··· Given material

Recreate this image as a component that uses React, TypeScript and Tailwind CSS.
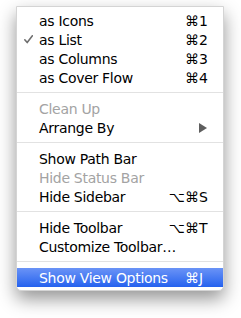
import React from "react";

type Item =
  | { sep: true }
  | {
      sep?: false;
      label: string;
      mods?: string;
      keyName?: string;
      checked?: boolean;
      disabled?: boolean;
      submenu?: boolean;
      active?: boolean;
    };

const items: Item[] = [
  { label: "as Icons", mods: "⌘", keyName: "1" },
  { label: "as List", mods: "⌘", keyName: "2", checked: true },
  { label: "as Columns", mods: "⌘", keyName: "3" },
  { label: "as Cover Flow", mods: "⌘", keyName: "4" },
  { sep: true },
  { label: "Clean Up", disabled: true },
  { label: "Arrange By", submenu: true },
  { sep: true },
  { label: "Show Path Bar" },
  { label: "Hide Status Bar", disabled: true },
  { label: "Hide Sidebar", mods: "⌥⌘", keyName: "S" },
  { sep: true },
  { label: "Hide Toolbar", mods: "⌥⌘", keyName: "T" },
  { label: "Customize Toolbar…" },
  { sep: true },
  { label: "Show View Options", mods: "⌘", keyName: "J", active: true },
];

const Check = () => (
  <svg width="9" height="9" viewBox="0 0 9 9">
    <path
      d="M0.8 4.8 L3.2 7.6 L8.4 0.8"
      fill="none"
      stroke="#6f6f6f"
      strokeWidth="1.6"
      strokeLinecap="round"
      strokeLinejoin="round"
    />
  </svg>
);

const Arrow = () => (
  <svg width="8" height="10" viewBox="0 0 8 10">
    <path d="M0 0 L8 5 L0 10 Z" fill="#5e5e5e" />
  </svg>
);

const MenuRow = ({ item }: { item: Exclude<Item, { sep: true }> }) => {
  const color = item.active
    ? "text-white"
    : item.disabled
      ? "text-[#a3a3a3]"
      : "text-black";
  return (
    <div
      className={`flex h-[19px] items-center leading-none ${color} ${
        item.active ? "bg-gradient-to-b from-[#6a93f6] to-[#2461ee]" : ""
      }`}
    >
      <span className="flex w-[22px] justify-center">
        {item.checked && <Check />}
      </span>
      <span className="flex-1 whitespace-nowrap tracking-[-0.3px]">
        {item.label}
      </span>
      <span className="whitespace-nowrap text-right">{item.mods ?? ""}</span>
      <span className="flex w-[13px] items-center">
        {item.keyName ?? ""}
        {item.submenu && <Arrow />}
      </span>
      <span className="w-[11px]" />
    </div>
  );
};

export default function App() {
  return (
    <div className="h-[318px] w-[241px] overflow-hidden bg-white pl-[16px] pt-[6px]">
      <div
        className="w-[208px] rounded-b-[5px] border border-[#d4d4d4] bg-white pb-[3px] pt-[4px] text-[14px] shadow-[0_8px_18px_rgba(0,0,0,0.42)]"
        style={{ fontFamily: '"Lucida Grande", "DejaVu Sans", sans-serif' }}
      >
        {items.map((item, i) =>
          item.sep ? (
            <div key={i} className="h-[12px] pt-[5px]">
              <div className="h-px bg-[#e2e2e2]" />
            </div>
          ) : (
            <MenuRow key={i} item={item} />
          )
        )}
      </div>
    </div>
  );
}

······

▸ **Direction**:
Each line in the material either holds the string "React" or does not. State how many do, and nothing else.

▸ **Finished task**:
2